Suddenly I loved my job again. I could commit to trips with multiple flights because I knew I wouldn’t arrive exhausted and flooded with cortisol from a bad panic attack. These days Bobbi flies with me about once a month.

Bobbi can’t go everywhere with me because she has some health issues of her own, including a chronic tick-born illness, Ehrlichia, that she contracted while living in Grand Bahama. So we don’t go anywhere together where we can’t access quality vet care easily.

For those trips alone I deal with the panic attacks (that usually occur when flying) the way I did before Bobbi — I have a prescription anti-anxiety drug I can take to help calm down, it just makes me very drowsy.

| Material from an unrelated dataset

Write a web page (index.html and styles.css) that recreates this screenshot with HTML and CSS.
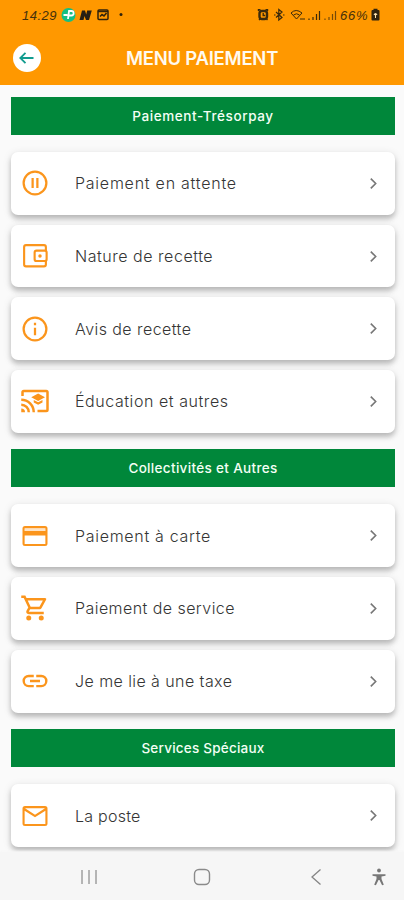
FILE: index.html
```html
<!DOCTYPE html>
<html lang="fr">
<head>
<meta charset="utf-8">
<meta name="viewport" content="width=device-width, initial-scale=1">
<title>Menu paiement</title>
<link rel="stylesheet" href="styles.css">
</head>
<body>
<header class="header">
  <div class="status">
    <span class="time">14:29</span>
    <svg class="notifications" width="66" height="16" viewBox="0 0 66 16">
      <circle cx="7.500" cy="8" r="7" fill="#16bf83"/>
      <path d="M2.500 8h4M7 12l1-8h2.400a2.200 2.200 0 010 4.500H7.500" fill="none" stroke="#fff" stroke-width="1.800"/>
      <path d="M18.500 13L21 3.500h3l1.200 4 1-4h4.600L28 13h-3l-1.500-4-1 4z" fill="#292014"/>
      <rect x="37" y="3" width="10" height="9.500" rx="1" fill="none" stroke="#30220b" stroke-width="1.500"/>
      <path d="M37 4.500h10M39 9.500l2-2 2 1.500 2.500-3" fill="none" stroke="#30220b" stroke-width="1.600"/>
      <circle cx="60" cy="7.500" r="1.500" fill="#30220b"/>
    </svg>
    <svg class="signals" width="80" height="16" viewBox="0 0 80 16">
      <g fill="none" stroke="#3b2a0b">
        <rect x="2.500" y="4" width="7.500" height="8" rx="2.500" stroke-width="2.400"/>
        <path d="M6.200 6v2.500h2M1.500 4V2.800h2M8.500 2.800h2V4M2 13l1-1M10.500 13l-1-1" stroke-width="1.400"/>
        <path d="M19 5l6 5.500-3.200 2.500V2.500L25 5l-6 5.500M17 8h1.500M26 8h1.500" stroke-width="1.200"/>
        <path d="M34 6q5-5 11 0l-5.500 6zM36.500 8q3-2.500 6 0M43 12h5" stroke-width="1"/>
        <path d="M52 13v-1.500M56 13v-3M59.500 13V7M62.500 13V4" stroke-width="1.200"/>
        <path d="M68 13v-1.500M72 13v-3M75.500 13V7M78.500 13V4" stroke-width="1.200" opacity=".7"/>
      </g>
    </svg>
    <span class="level">66%</span>
    <svg class="battery" width="9" height="14" viewBox="0 0 9 14"><path d="M2.500 2V.8h4V2h1q1 0 1 1v8.500q0 1-1 1h-6q-1 0-1-1V3q0-1 1-1z" fill="#2f230f"/><path d="M2.500 6.500q2-3 4 0L5 7.200V10H4V7.200z" fill="#ffe4b0"/></svg>
  </div>
  <div class="titlebar">
    <button class="back" aria-label="Retour"><svg width="18" height="18" viewBox="0 0 18 18"><path d="M15.500 9H3M7.500 3.800L2.300 9l5.200 5.200" fill="none" stroke="#129c8f" stroke-width="1.800"/></svg></button>
    <h1>MENU PAIEMENT</h1>
  </div>
</header>
<main>
  <section>
    <h2><span class="s-tresor">Paiement-Trésorpay</span></h2>
    <div class="cards">
      <a class="card"><svg class="icon" viewBox="0 0 24 24"><path d="M9.200 8h1.800v8H9.200zm3.800 0h1.800v8H13zm-1-6a10 10 0 100 20 10 10 0 000-20zm0 18.200a8.200 8.200 0 110-16.400 8.200 8.200 0 010 16.400z"/></svg><span class="t-attente">Paiement en attente</span><svg class="chevron" viewBox="0 0 8 12"><path d="M1.500 1.500L6 6l-4.500 4.500"/></svg></a>
      <a class="card"><svg class="icon" viewBox="0 0 24 24"><g fill="none" stroke="#fb951c" stroke-width="1.700"><rect x="3.300" y="3.300" width="17.400" height="17" rx="1.500"/><rect x="11.700" y="7.700" width="9.600" height="8.300" rx="1.500" fill="#fff"/></g><circle cx="16" cy="11.900" r="1.400"/></svg><span class="t-nature">Nature de recette</span><svg class="chevron" viewBox="0 0 8 12"><path d="M1.500 1.500L6 6l-4.500 4.500"/></svg></a>
      <a class="card"><svg class="icon" viewBox="0 0 24 24"><path d="M11.100 7h1.800v2h-1.800zm0 4h1.800v6h-1.800zm.9-9a10 10 0 100 20 10 10 0 000-20zm0 18.200a8.200 8.200 0 110-16.400 8.200 8.200 0 010 16.400z"/></svg><span class="t-avis">Avis de recette</span><svg class="chevron" viewBox="0 0 8 12"><path d="M1.500 1.500L6 6l-4.500 4.500"/></svg></a>
      <a class="card"><svg class="icon" viewBox="0 0 24 24"><path d="M21 3H3a2 2 0 00-2 2v3h2V5h18v14h-7v2h7a2 2 0 002-2V5a2 2 0 00-2-2zM1 18v3h3a3 3 0 00-3-3zm0-4v2a5 5 0 015 5h2a7 7 0 00-7-7zm0-4v2a9 9 0 019 9h2A11 11 0 001 10zm10 1.100v2l3.500 1.900 3.500-1.900v-2L14.500 13zM14.500 6L9 9l5.500 3L20 9z"/></svg><span class="t-education">Éducation et autres</span><svg class="chevron" viewBox="0 0 8 12"><path d="M1.500 1.500L6 6l-4.500 4.500"/></svg></a>
    </div>
  </section>
  <section>
    <h2><span class="s-collect">Collectivités et Autres</span></h2>
    <div class="cards">
      <a class="card"><svg class="icon" viewBox="0 0 24 24"><path d="M20 4H4a2 2 0 00-2 2v12a2 2 0 002 2h16a2 2 0 002-2V6a2 2 0 00-2-2zm.3 14.300H3.700V11.500h16.600zm0-10.300H3.700V5.700h16.600z"/><path d="M4 6h16v2H4z" opacity=".25"/></svg><span class="t-carte">Paiement à carte</span><svg class="chevron" viewBox="0 0 8 12"><path d="M1.500 1.500L6 6l-4.500 4.500"/></svg></a>
      <a class="card"><svg class="icon" viewBox="0 0 24 24"><path d="M15.550 13c.75 0 1.410-.41 1.750-1.030l3.580-6.490A1 1 0 0020.010 4H5.210l-.94-2H1v2h2l3.600 7.590-1.350 2.440C4.520 15.370 5.480 17 7 17h12v-2H7l1.100-2zM6.160 6h12.150l-2.760 5H8.530zM7 18a2 2 0 100 4 2 2 0 000-4zm10 0a2 2 0 100 4 2 2 0 000-4z"/></svg><span class="t-service">Paiement de service</span><svg class="chevron" viewBox="0 0 8 12"><path d="M1.500 1.500L6 6l-4.500 4.500"/></svg></a>
      <a class="card"><svg class="icon" viewBox="0 0 24 24"><path d="M3.900 12A3.100 3.100 0 017 8.900h4V7H7a5 5 0 000 10h4v-1.900H7A3.100 3.100 0 013.900 12zM8 13h8v-2H8zm9-6h-4v1.900h4a3.100 3.100 0 010 6.200h-4V17h4a5 5 0 000-10z"/></svg><span class="t-taxe">Je me lie à une taxe</span><svg class="chevron" viewBox="0 0 8 12"><path d="M1.500 1.500L6 6l-4.500 4.500"/></svg></a>
    </div>
  </section>
  <section>
    <h2><span class="s-special">Services Spéciaux</span></h2>
    <div class="cards">
      <a class="card"><svg class="icon" viewBox="0 0 24 24"><path d="M22 6a2 2 0 00-2-2H4a2 2 0 00-2 2v12a2 2 0 002 2h16a2 2 0 002-2zm-2-.2l-8 5.200-8-5.200zm.3 12.500H3.700V7.700L12 13l8.300-5.300z"/></svg><span class="t-poste">La poste</span><svg class="chevron" viewBox="0 0 8 12"><path d="M1.500 1.500L6 6l-4.500 4.500"/></svg></a>
    </div>
  </section>
</main>
<nav>
  <svg width="18" height="16" viewBox="0 0 18 16"><path d="M2 1v14M9 1v14M16 1v14" stroke="#999" stroke-width="1.400"/></svg>
  <svg width="18" height="18" viewBox="0 0 18 18"><rect x="1.500" y="1.500" width="15" height="15" rx="4.500" fill="none" stroke="#8a8a8a" stroke-width="1.400"/></svg>
  <svg width="12" height="18" viewBox="0 0 12 18"><path d="M10.500 1.500L2 9l8.500 7.500" fill="none" stroke="#858585" stroke-width="1.300"/></svg>
  <svg width="16" height="18" viewBox="0 0 16 18"><circle cx="8" cy="2.500" r="1.900" fill="#777"/><path d="M1.500 6.200h13v1.500l-4 .8V11l2.300 5.800-1.700.5L8.500 12h-1l-2.600 5.300-1.700-.5L5.500 11V8.500l-4-.8z" fill="#777"/></svg>
</nav>
</body>
</html>
```
FILE: styles.css
```css
* { box-sizing: border-box; }
body {
  margin: 0;
  width: 404px;
  height: 900px;
  overflow: hidden;
  display: flex;
  flex-direction: column;
  background: #fafafa;
  font-family: Inter, "Noto Sans", sans-serif;
  color: #353535;
}
.header { height: 85px; flex: none; background: #ff9800; }
.status {
  height: 30px;
  padding: 0 22px 0;
  display: flex;
  align-items: center;
  color: #44300b;
  font: italic 13px "Liberation Sans", sans-serif;
}
.time { width: 39px; letter-spacing: .5px; }
.signals { margin-left: 130px; }
.level { width: 30px; margin-left: 3px; letter-spacing: .8px; white-space: nowrap; }
.battery { margin-left: 1px; }
.titlebar { height: 56px; display: flex; align-items: center; padding-left: 13px; }
.back {
  width: 28px;
  height: 28px;
  padding: 0;
  border: 0;
  border-radius: 50%;
  background: #fff;
  display: grid;
  place-items: center;
}
h1 {
  margin: 0 0 0 85px;
  font-size: 18.500px;
  line-height: 24px;
  font-weight: 600;
  letter-spacing: -.25px;
  color: #fffaf0;
  white-space: nowrap;
}
main { flex: 1; min-height: 0; padding: 12px 9px 0 11px; }
h2 {
  margin: 0;
  height: 38px;
  display: flex;
  align-items: center;
  justify-content: center;
  background: #00873a;
  color: #f4fff5;
  font-size: 13.500px;
  font-weight: 500;
  white-space: nowrap;
}
.cards {
  display: flex;
  flex-direction: column;
  gap: 10px;
  padding: 17px 0 16.700px;
}
section:last-child .cards { padding-bottom: 0; }
.card {
  height: 62.700px;
  display: flex;
  align-items: center;
  padding: 0 17px 0 9px;
  border-radius: 7px;
  background: #fff;
  box-shadow: 0 4px 5px rgba(0, 0, 0, .19), 0 2px 8px rgba(0, 0, 0, .13);
  font-size: 16px;
  font-weight: 300;
  white-space: nowrap;
}
.s-tresor { letter-spacing: .6px; }
.s-collect { letter-spacing: .33px; }
.s-special { letter-spacing: .23px; }
.t-attente { letter-spacing: .76px; }
.t-nature { letter-spacing: .53px; }
.t-avis { letter-spacing: .44px; }
.t-education { letter-spacing: .56px; }
.t-carte { letter-spacing: .7px; }
.t-service { letter-spacing: .44px; }
.t-taxe { letter-spacing: .43px; }
.t-poste { letter-spacing: .25px; }
.icon { width: 30px; height: 30px; margin-right: 25px; fill: #fb951c; flex: none; }
.chevron {
  width: 9px;
  height: 13px;
  margin-left: auto;
  fill: none;
  stroke: #777;
  stroke-width: 1.500;
}
nav {
  height: 48px;
  flex: none;
  display: flex;
  align-items: center;
  padding: 2px 17px 0 80px;
  background: #f6f6f6;
  box-shadow: 0 -1px 2px #f6f6f6;
}
nav svg:nth-child(2) { margin-left: 95px; }
nav svg:nth-child(3) { margin-left: 99px; }
nav svg:nth-child(4) { margin-left: 49px; }
```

I also try to close my eyes and imagine Bobbi is at my feet, although this doesn’t work as well. I know this disorder is a part of my life and sadly will continue after Bobbi is no longer with me. But Bobbi has taught me ways to manage my anxiety, and she’s taught me to love my job again.

Hurricane Dorian hits Grand Bahama

There’s a sad coda to this story: when Hurricane Dorian, the strongest hurricane to ever make landfall in the Bahamas, slammed into Grand Bahama on September 2, the Humane Society of Grand Bahama suffered a direct hit. Five staff members and one volunteer rode out the storm inside the shelter, alongside about 190 dogs and 85 cats – many of which were strays but some were pets that had been brought in by owners for safety during the storm.

The Category 5 hurricane parked itself over the island for more than 36 hours and the shelter flooded. Slowly at first, but then the water started rising fast.

The staff scrambled to save as many dogs and cats as they could — opening kennels and trying to move animals to higher spaces. But the water soon reached their necks and they had to escape to save themselves.

They hid in an attic crawl space for hours before eventually swimming out to safety. Sadly almost half of the dogs and 7 cats were killed. But after a massive rescue effort the surviving dogs and cats were evacuated to the US on charter flights on September 11 and 13.